Quel est le rapport entre la consommation de viande et de poisson et la culture française? 

C’est le mode de vie français : les gens ont le sentiment que vous empiétez sur leur liberté… Sauf que ce n’est pas seulement une question individuelle, car l’impact de la consommation de viande et de poisson est un problème collectif et multiforme. Il se répercute sur la planète et sur les personnes les plus vulnérables. Aujourd’hui, la région du monde la plus visée par les braconniers est l’Afrique de l’Ouest; des poissons essentiels à la subsistance des populations locales sont pêchés pour alimenter les étagères des poissonneries et les restaurants de luxe. Il s’agit d’un problème environnemental, humanitaire et éthique.

Pensez-vous que nous allons au moins dans la bonne direction du point de vue des consommateurs?

Certainement, mais la France est encore en retard par rapport aux pays anglophones. Cette tendance se confirme, car de plus en plus de gens en parlent et les restaurants s’adaptent.
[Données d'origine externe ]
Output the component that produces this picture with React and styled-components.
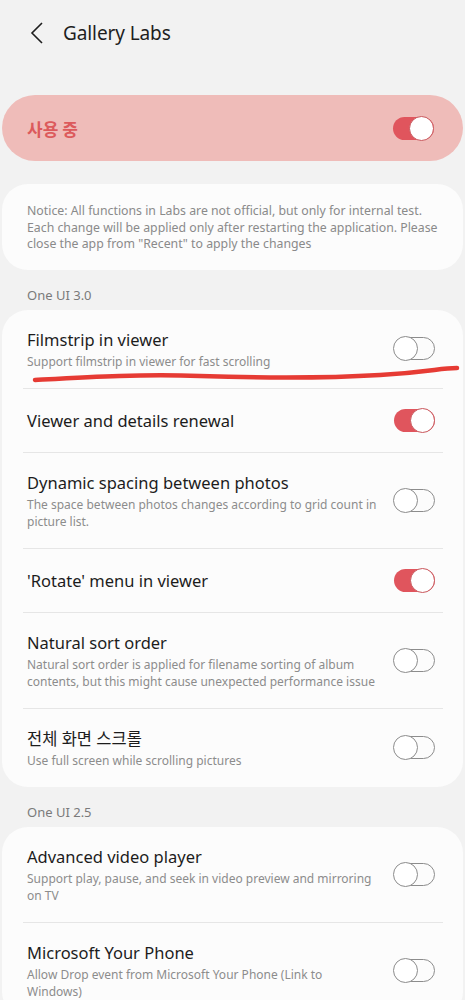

On le voit aussi dans les épiceries. L’offre de produits d’origine végétale s’est beaucoup améliorée, mais nous sommes encore très en retard par rapport aux États-Unis, à l’Allemagne ou aux Pays-Bas. Cette semaine, nous avons publié le premier livre de recettes Contre-courant de Sea Shepherd, dans lequel figurent des recettes végétales provenant de nos propres navires. En 48 heures, nous avons vendu tout notre stock et le livre connaît un franc succès.

 

Qu’est-ce qui vous donne le plus de satisfaction dans votre travail? 

Je pense que ce qui me donne le plus de satisfaction, c’est le travail lui-même. C’est le fait d’être dans le feu de l’action et de ne pas attendre que les choses se passent. C’est plus qu’une simple satisfaction; ça m’empêche de me laisser abattre parce que sinon, c’est trop dur. Quand on a une certaine conscience du monde dans lequel on se trouve, même si on se sent impuissant et inutile, soit on fait l’autruche et on fait en sorte de ne pas y penser parce que c’est trop dur, soit on a le cafard. L’alternative à ces deux extrêmes est de se sentir utile. C’est ce qui est important, quelle que soit la manière dont on le fait, c’est de s’impliquer.